VIG: Data Scaling for OBDA Benchmarks
In this paper, extends previous work [15] by providing additional experiments that highlight the applicability of the proposed VIG system. VIG is a data scaler for OBDA benchmarks and is tested on three datasets (BSBM, DBLP, NPD), using two OBDA systems (Ontop, D2RQ), backed by two relational database engines (MySQL, PostgreSQL). There is no additional technical material compared to [15].

Strong Points:
• A new dataset (DBLP), a new OBDA system (D2RQ) and a new relational database engine (PostgreSQL) are additionally to [15] taken into consideration in the experimental part.
• VIG outperforms a random generator approach on DBLP. The fact that this good quality scaling is achieved on DBLP that is a real database instance and not a synthetic one like BSBM, makes VIG system more valuable and trustworthy for data scaling purposes.

Weak Points:
• The paper does not provide any new technical content compared to [15].
• The 16 queries used for the VIG evaluation on DBLP dataset are manually crafted, and there is no intuition provided behind their creation. A workload created to resemble some real world usage or created according to some realistic assumptions would better highlight the capabilities of VIG.

Review #2
Anonymous submitted on 27/Oct/2017
Minor Revision
Review Comment:

Ontology-based data access (ODBA) systems create a layer of
abstraction over the storage solution to present to the application
programmer a virtual RDF graph. When the storage back-end is a
relational database, the ODBA system automatically creates and
populates a complex relational schema. As some of the statistical
properties of ODBA instantiations are due to the fact that they store
an RDF graph, they are present regardless of the application that
populates the database.

This observation is exploited by the authors to develop a data scaler
that is aware of the idiosynchracies of ODBA instanciations. The
description of the algorithm that scales data while maintaining join
selectivities is clear and the explanation is accompanied by a running
example that helps the reader understand the algorithm.

Regarding the evaluation, what I missed is a comparison with an RDF
data scaler. The authors compare against directly populating the
database without being aware of the RDF nature of the data, but a more
fair comparison would be against a database populated with scaled-up
RDF data via ODBA. I expect that in such an experiment the authors
would find no difference in the quality of the socaled-up datasets,
but VIG would be a lot faster.

Specific editorial comments:

The paragraph in the introduction with the implementation details
(license, Github pointer) breaks the flow of the text. This is very
important information, but I would place it either in the conclusions
(in the sense of "if you found what you have read interesting, here is
an implementation") or in the experimental setup (Section 5, where the
information is acually repeated). Either way, mention implementation
details only in one place, and not in the introduction.

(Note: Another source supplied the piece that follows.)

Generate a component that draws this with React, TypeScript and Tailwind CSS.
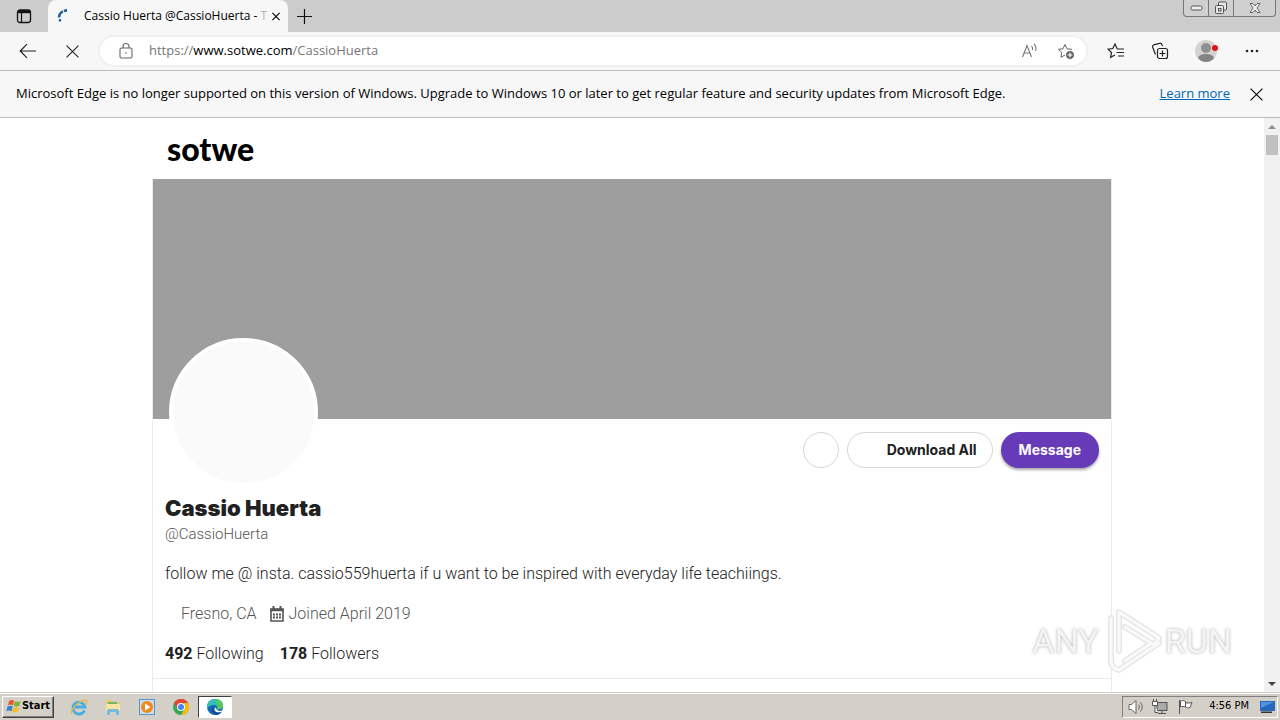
import type { ReactNode } from "react";
import { clsx } from "clsx";

interface IconButtonProps {
  label: string;
  className?: string;
  children: ReactNode;
}

function IconButton({ label, className, children }: IconButtonProps) {
  return (
    <button
      type="button"
      aria-label={label}
      className={clsx("flex shrink-0 items-center justify-center", className)}
    >
      {children}
    </button>
  );
}

function CrossIcon({ size, width = 1 }: { size: number; width?: number }) {
  return (
    <svg width={size} height={size} viewBox="0 0 12 12" fill="none" stroke="currentColor" strokeWidth={width}>
      <path d="M.5.5l11 11M11.5.5l-11 11" />
    </svg>
  );
}

function TabStrip() {
  return (
    <div className="flex h-8 shrink-0 items-start bg-[#cccccc]">
      <IconButton label="Tab actions" className="h-8 w-12">
        <svg width="16" height="16" viewBox="0 0 16 16" fill="none" stroke="#111">
          <rect x="1.5" y="2" width="13" height="12.5" rx="2.5" strokeWidth="1.3" />
          <path d="M2 3.7h12" strokeWidth="3" />
          <path d="M5.5 5v9" strokeWidth="1.2" />
        </svg>
      </IconButton>
      <div className="flex h-8 w-60 items-center rounded-t-lg bg-[#f7f7f7] pr-2 pl-2">
        <svg width="16" height="16" viewBox="0 0 16 16" fill="none" stroke="#1c639b" strokeWidth="2.6" className="shrink-0">
          <path d="M3 9.500C3.200 6 5 4.200 7 3.400" />
          <path d="M8 3c1-.4 2-.6 3-.6" />
          <circle cx="4" cy="12.300" r=".7" strokeWidth="1.400" />
        </svg>
        <span className="ml-3 w-[183px] whitespace-nowrap text-[12px] text-black">
          Cassio Huerta @CassioHuerta - <span className="text-[#b5b5b5]">T</span>
        </span>
        <IconButton label="Close tab" className="ml-auto h-4 w-2 text-black">
          <CrossIcon size={9} width={1.8} />
        </IconButton>
      </div>
      <IconButton label="New tab" className="h-8 w-8">
        <svg width="15" height="15" viewBox="0 0 15 15" stroke="#111" strokeWidth="1.2">
          <path d="M7.5 0v15M0 7.5h15" />
        </svg>
      </IconButton>
      <div className="mr-1 ml-auto flex h-[17px] divide-x divide-[#777] overflow-hidden rounded-b border border-t-0 border-[#777] bg-[#d0d0d0]">
        <IconButton label="Minimize" className="w-[25px]">
          <svg width="13" height="6" viewBox="0 0 13 6" fill="#eee" stroke="#555">
            <rect x="1" y="1" width="11" height="4" rx="1.5" />
          </svg>
        </IconButton>
        <IconButton label="Restore" className="w-[25px]">
          <svg width="14" height="14" viewBox="0 0 14 14" fill="#e6e6e6" stroke="#555">
            <rect x="4.5" y="1" width="8" height="8" rx="1" />
            <rect x="1.5" y="4.5" width="8" height="8" rx="1" />
            <rect x="4.5" y="7.5" width="2.5" height="2.5" />
          </svg>
        </IconButton>
        <IconButton label="Close window" className="w-[41px]">
          <svg width="12" height="10" viewBox="0 0 12 10" fill="#eee" stroke="#666">
            <path d="M1 .5h3L6 3 8 .5h3L8 5l3 4.500H8L6 7 4 9.500H1L4 5z" />
          </svg>
        </IconButton>
      </div>
    </div>
  );
}

const STAR = "M8 1.500l2 4.300 4.600.5-3.400 3.200.9 4.800L8 12l-4.100 2.300.9-4.800L1.400 6.300 6 5.800z";

function Toolbar() {
  return (
    <div className="flex h-[39px] shrink-0 items-center border-b border-[#bdbdbd] bg-[#f7f7f7] pl-[6px] text-[#222]">
      <IconButton label="Back" className="h-8 w-11">
        <svg width="18" height="16" viewBox="0 0 18 16" fill="none" stroke="currentColor" strokeWidth="1.2">
          <path d="M17 8H1.500M8 1.200L1.200 8 8 14.800" />
        </svg>
      </IconButton>
      <IconButton label="Stop" className="h-8 w-11">
        <CrossIcon size={13} />
      </IconButton>
      <div className="ml-1 flex h-8 min-w-0 flex-1 items-center rounded-full border-2 border-[#f0f0f0] bg-white pl-[18px]">
        <svg width="16" height="18" viewBox="0 0 16 18" fill="none" stroke="#666" strokeWidth="1.1" className="shrink-0">
          <rect x="2" y="6" width="12" height="10" rx="1.5" />
          <path d="M5 6V4.500a3 3 0 016 0V6" />
          <circle cx="8" cy="11" r=".8" fill="#666" stroke="none" />
        </svg>
        <div className="relative ml-[15px] min-w-0 flex-1 text-[13px]">
          <div aria-hidden="true" className="whitespace-nowrap text-[#767676]">
            https://<span className="text-black">www.sotwe.com</span>/CassioHuerta
          </div>
          <input
            aria-label="Address"
            defaultValue="https://www.sotwe.com/CassioHuerta"
            className="absolute inset-0 w-full bg-transparent text-transparent outline-none"
          />
        </div>
        <IconButton label="Read aloud" className="h-7 w-9 text-[#777]">
          <svg width="18" height="16" viewBox="0 0 18 16" fill="none" stroke="currentColor" strokeWidth="1.1">
            <path d="M1.500 14L6 2.500 10.500 14M3 10h6" />
            <path d="M10.500 3q1.500 1.500 1 4M13 1q3 3 1.500 7" />
          </svg>
        </IconButton>
        <IconButton label="Add to favorites" className="mr-[2px] h-7 w-9 text-[#666]">
          <svg width="18" height="17" viewBox="0 0 18 17" fill="none" stroke="currentColor">
            <path d={STAR} />
            <circle cx="13" cy="12" r="4.5" fill="#666" stroke="#fff" />
            <path d="M13 9.700v4.600M10.700 12h4.600" stroke="#fff" strokeWidth="1.2" />
          </svg>
        </IconButton>
      </div>
      <IconButton label="Favorites" className="ml-[6px] h-8 w-11">
        <svg width="18" height="16" viewBox="0 0 18 16" fill="none" stroke="currentColor" strokeWidth="1.2">
          <path d="M10.500 5.500H10L8 1 5.800 5.500 1 6.200l3.500 3.300-.9 4.900L8 12" />
          <path d="M10 6h7M9.500 9.500H17M11 13h6" />
        </svg>
      </IconButton>
      <IconButton label="Collections" className="h-8 w-11">
        <svg width="18" height="18" viewBox="0 0 18 18" fill="none" stroke="currentColor" strokeWidth="1.2">
          <rect x="6.5" y="6.5" width="10" height="10" rx="2" />
          <path d="M11.500 8.500v6M8.500 11.500h6M4.500 12.500L1.700 5.300a2 2 0 011.100-2.500l5.600-1.500a2 2 0 012.500 1.200l.6 1.500" />
        </svg>
      </IconButton>
      <IconButton label="Profile" className="h-8 w-12">
        <svg width="26" height="24" viewBox="0 0 26 24">
          <circle cx="13" cy="12" r="11" fill="#d5d3d1" />
          <circle cx="13" cy="9" r="5" fill="#918f91" />
          <path d="M5 19c1-3 4-4 8-4s7 1 8 4c-2 2.500-5 4-8 4s-6-1.500-8-4z" fill="#858385" />
          <circle cx="22" cy="9" r="3" fill="#e3101c" />
        </svg>
      </IconButton>
      <IconButton label="Settings and more" className="mr-[6px] h-8 w-11">
        <svg width="14" height="4" viewBox="0 0 14 4" fill="currentColor">
          <circle cx="2" cy="2" r="1.3" />
          <circle cx="7" cy="2" r="1.3" />
          <circle cx="12" cy="2" r="1.3" />
        </svg>
      </IconButton>
    </div>
  );
}

function InfoBar() {
  return (
    <div className="flex h-[47px] shrink-0 items-center border-b border-[#bdbdbd] bg-[#f7f7f7] pr-3 pl-4 text-[13px] text-black">
      <p className="flex-1 whitespace-nowrap">
        Microsoft Edge is no longer supported on this version of Windows. Upgrade to Windows 10 or later to get regular
        feature and security updates from Microsoft Edge.
      </p>
      <a href="#learn-more" className="text-[#0067b8] underline">
        Learn more
      </a>
      <IconButton label="Dismiss" className="ml-[14px] h-6 w-6">
        <CrossIcon size={13} />
      </IconButton>
    </div>
  );
}

function CalendarIcon() {
  return (
    <svg width="16" height="16" viewBox="0 0 16 16" fill="none" stroke="#555" className="shrink-0">
      <path d="M2 3h12v12H2z" strokeWidth="1.6" />
      <path d="M1.500 4h13" strokeWidth="2.5" />
      <path d="M4.500 0v3M11.500 0v3" strokeWidth="2" />
      <path d="M4 8.500h8M4 11.500h8" strokeWidth="1.8" strokeDasharray="2 1" />
    </svg>
  );
}

function Profile() {
  return (
    <main className="mx-auto max-w-[960px] font-['Roboto','Liberation_Sans',sans-serif] font-light text-[#212121]">
      <header className="flex h-[61px] items-center px-[15px]">
        <a href="#home" className="font-['Lato',sans-serif] text-[32px] leading-8 font-black text-black">
          sotwe
        </a>
      </header>
      <section className="border-x border-[#ebebeb]">
        <div className="h-60 bg-[#9e9e9e]" />
        <div className="flex items-start justify-between pr-3 pl-4">
          <div className="-mt-[81px] h-[149px] w-[149px] rounded-full border-4 border-white bg-[#fafafa]" />
          <div className="mt-[13px] flex gap-2 font-['Inter',sans-serif] text-[14px] leading-5 font-bold">
            <button type="button" aria-label="Refresh" className="h-9 w-9 rounded-full border border-[#d6d6d6]" />
            <button type="button" className="h-9 rounded-full border border-[#d6d6d6] pr-[15px] pl-[39px]">
              Download All
            </button>
            <button
              type="button"
              className="h-9 rounded-full bg-[#673ab7] px-[18px] text-white shadow-[0_2px_3px_rgba(0,0,0,0.35)]"
            >
              Message
            </button>
          </div>
        </div>
        <div className="border-b border-[#ebebeb] px-3 pb-3">
          <h1 className="mt-[7px] font-['Inter',sans-serif] text-[22px] leading-7 font-black">Cassio Huerta</h1>
          <p className="text-[15px] leading-6 text-[#555]">@CassioHuerta</p>
          <p className="mt-4 text-[16px] leading-6">
            follow me @ insta. cassio559huerta if u want to be inspired with everyday life teachiings.
          </p>
          <div className="mt-4 flex gap-3 pl-4 text-[16px] leading-6 text-[#555]">
            <span>Fresno, CA</span>
            <span className="flex items-center gap-1">
              <CalendarIcon />
              Joined April 2019
            </span>
          </div>
          <div className="mt-4 flex gap-4 text-[16px] leading-6">
            <a href="#following">
              <b className="font-bold">492</b> Following
            </a>
            <a href="#followers">
              <b className="font-bold">178</b> Followers
            </a>
          </div>
        </div>
        <div className="h-10" />
      </section>
    </main>
  );
}

function Scrollbar() {
  return (
    <div className="flex w-4 shrink-0 flex-col items-center bg-[#f1f1f1]">
      <svg width="16" height="17" viewBox="0 0 16 17" fill="#8c8c8c">
        <path d="M4 11l4-4 4 4z" />
      </svg>
      <div className="h-5 w-3 bg-[#c1c1c1]" />
      <svg width="16" height="17" viewBox="0 0 16 17" fill="#444" className="mt-auto">
        <path d="M4 7l4 4 4-4z" />
      </svg>
    </div>
  );
}

function Watermark() {
  const play = "M20 5l40 26-5 7-29-18M20 5v39M12 11v45M20 63l40-27M26 54l25-17M12 56q3 6 8 7";
  return (
    <div className="pointer-events-none absolute right-12 bottom-4 flex items-center font-['Roboto',sans-serif] text-[34px] leading-[70px] text-[#f4f4f4] [text-shadow:0_0_3px_#aaa]">
      <span>ANY</span>
      <svg width="66" height="68" viewBox="0 0 66 68" fill="none" strokeLinejoin="round" strokeLinecap="round">
        <path d={play} stroke="#e6e6e6" strokeWidth="6" />
        <path d={play} stroke="#fafafa" strokeWidth="3" />
      </svg>
      <span>RUN</span>
    </div>
  );
}

function WindowsFlag() {
  return (
    <svg width="16" height="15" viewBox="0 0 15 14" className="shrink-0">
      <path d="M3 1.500c2-1 3-.8 4.500.2L6.500 6C5 5 3.500 5 1.800 5.800z" fill="#e8562a" />
      <path d="M8.300 2c1.700 1 3.400 1 5.500 0l-1.200 4.300c-2 1-3.700.9-5.300 0z" fill="#7ab536" />
      <path d="M1.500 6.800c2-.8 3.200-.8 4.800.2L5.200 11.500C3.600 10.500 2.200 10.500.3 11.300z" fill="#3a7fd0" />
      <path d="M7 7.400c1.600.9 3.300 1 5.300.1L11 12c-2 .9-3.500.8-5.200-.1z" fill="#f6bd27" />
    </svg>
  );
}

const taskbarApps: { name: string; icon: ReactNode }[] = [
  {
    name: "Internet Explorer",
    icon: (
      <svg width="18" height="18" viewBox="0 0 18 18" fill="none">
        <path d="M14.500 12.500a6 6 0 11.400-3.500H5" stroke="#45aee5" strokeWidth="2.8" />
        <path d="M2 16C-1 13 9 2 16 2c2 1 0 4-1 5" stroke="#e7b83e" strokeWidth="1.3" />
      </svg>
    ),
  },
  {
    name: "Windows Explorer",
    icon: (
      <svg width="18" height="18" viewBox="0 0 18 18">
        <path d="M2 2h6l1 2h7v10H2z" fill="#e9cc69" />
        <path d="M4 4h9v4H4z" fill="#6db36b" />
        <path d="M2 6h14v7H2z" fill="#f7e6a2" />
        <path d="M3 17v-4q0-2 2-2h8q2 0 2 2v4h-3v-3H6v3z" fill="#78b9de" />
      </svg>
    ),
  },
  {
    name: "Media Player",
    icon: (
      <svg width="18" height="18" viewBox="0 0 18 18">
        <rect x="1.5" y="1.5" width="15" height="15" fill="#c8dff2" stroke="#5b94c8" />
        <circle cx="9" cy="9" r="6" fill="#f08a1c" />
        <path d="M7 5.500l5.500 3.500L7 12.500z" fill="#fff" />
      </svg>
    ),
  },
  {
    name: "Chrome",
    icon: (
      <svg width="18" height="18" viewBox="0 0 18 18">
        <circle cx="9" cy="9" r="8" fill="#34a853" />
        <path d="M2.100 5A8 8 0 0116 5H9l-3.500 6z" fill="#ea4335" />
        <path d="M16 5a8 8 0 01-7 12l3.500-6L12 5z" fill="#fbbc05" />
        <circle cx="9" cy="9" r="4" fill="#fff" />
        <circle cx="9" cy="9" r="3" fill="#4285f4" />
      </svg>
    ),
  },
  {
    name: "Microsoft Edge",
    icon: (
      <svg width="18" height="18" viewBox="0 0 18 18">
        <circle cx="9" cy="9" r="8" fill="#1769b5" />
        <path d="M1 9C1 4 5 1 9 1c5 0 8 3 8 6.500 0 3-3 4.500-6 3.500 1-2 0-4-3-4-3 0-6 1-7 4z" fill="#34bfb4" />
        <path d="M10 1c4 0 7 3 7 6.500 0 3-3 4.500-6 3.500 1-1 1-2 .5-3z" fill="#55c95d" />
        <path d="M8 8c-2 3 0 7 5 6.500 1 0 2-.5 3-1C15 15 13 16.500 11 17 5 16 4 10 8 8z" fill="#124b93" />
        <path d="M10 9.500c0 3 3 4 6.500 3l-.5 1c-4 2-8 0-7.500-3z" fill="#fff" />
      </svg>
    ),
  },
];

function Taskbar() {
  return (
    <footer className="flex h-7 shrink-0 items-center border-t border-[#d4d0c8] bg-[#d4d0c8] pl-[2px] shadow-[inset_0_1px_0_#fff]">
      <button
        type="button"
        className="flex h-[22px] w-[52px] items-center justify-center border border-t-white border-r-[#404040] border-b-[#404040] border-l-white font-['DejaVu_Sans_Condensed','Liberation_Sans',sans-serif] text-[11px] font-bold text-black shadow-[inset_-1px_-1px_0_#808080]"
      >
        <WindowsFlag />
        Start
      </button>
      <nav aria-label="Taskbar" className="ml-2 flex">
        {taskbarApps.map((app) => (
          <button
            key={app.name}
            type="button"
            aria-label={app.name}
            className={clsx(
              "flex h-[22px] w-[34px] items-center justify-center border",
              app.name === "Microsoft Edge"
                ? "border-t-[#404040] border-r-white border-b-white border-l-[#404040] bg-white"
                : "border-transparent",
            )}
          >
            {app.icon}
          </button>
        ))}
      </nav>
      <div className="mr-[2px] ml-auto flex h-[22px] items-center border border-t-[#808080] border-r-white border-b-white border-l-[#808080] pl-1 text-black">
        <svg width="20" height="18" viewBox="0 0 20 18" fill="#fff" stroke="#666">
          <path d="M2 6.500h2.500L9 2.500v13L4.500 11.500H2z" />
          <path d="M11.500 6.500q2 2.500 0 5M13.500 4.500q3.500 4.500 0 9" fill="none" />
        </svg>
        <svg width="18" height="18" viewBox="0 0 18 18" fill="#fff" stroke="#555" className="ml-1">
          <rect x="6" y="4.5" width="10" height="8" fill="#aaa" />
          <path d="M1.500 3.500h5v4h-5zM2.500 1v2M5.500 1v2M4 7.500v7h3M7 15.500h8M11 13v2" />
        </svg>
        <svg width="18" height="18" viewBox="0 0 18 18" fill="#fff" stroke="#555" className="ml-2">
          <path d="M2.500 2v14M3.500 3c3-1 4 0 5 .5V9c-2-1-3-.5-5 0zM8.500 4.500c2 1 4 .5 6.500 0L13 9.500c-2 .5-3 .5-4.500-.5" />
        </svg>
        <time className="ml-[14px] font-['DejaVu_Sans_Condensed',sans-serif] text-[11px]">4:56 PM</time>
        <svg width="18" height="18" viewBox="0 0 18 18" className="ml-[10px]">
          <rect x="1" y="3" width="15" height="10" fill="#2767bd" />
          <path d="M2 4h13L2 10z" fill="#4e93dc" />
          <path d="M2 13.500h11v1.500H2z" fill="#333" />
        </svg>
      </div>
    </footer>
  );
}

export default function App() {
  return (
    <div className="flex h-screen flex-col overflow-hidden bg-white font-['Open_Sans','Noto_Sans',sans-serif]">
      <TabStrip />
      <Toolbar />
      <InfoBar />
      <div className="relative flex min-h-0 flex-1">
        <div className="min-w-0 flex-1 overflow-hidden">
          <Profile />
        </div>
        <Scrollbar />
        <Watermark />
      </div>
      <Taskbar />
    </div>
  );
}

The same goes for the unnecessary details about specific systems used
in the experimental setup (PostgreSQL, ontop, etc.) These details are
important, but not appropriate for the introduction. They should be
given in the experimental setup section and, in fact, provide more
details (specific versions used in the experiments).

Section 4 is the meat of the submission, as it presents the algorithm
that prepares the data generation phase and guarantees that consistent
data can by generated in constant time (ie., without comparing against
previously generated data). This is an important contribution and, it
seems, the bulk of the methodological work. However, the opening of
Section 4 fails to explain this to the reader and instead starts of
with details about the random number generator. I suggest the random
generator text is placed in a subsection with preliminaries, and the
opening paragraph is expanded to explain what the section is about.

Review #3
Anonymous submitted on 06/Nov/2017
Major Revision
Review Comment:


This submission presents a data scaling approach for benchmarking Ontology-Based Data Access (OBDA). It builds on OWL and SPARQL as well as R2RML. The main technical part of the paper is the VIG algorithm which is divided in two phases: collecting information about the initial data and then growing the initial data based on the previous analysis with the stated scale factor. The approach is evaluated with several case studies and technologies.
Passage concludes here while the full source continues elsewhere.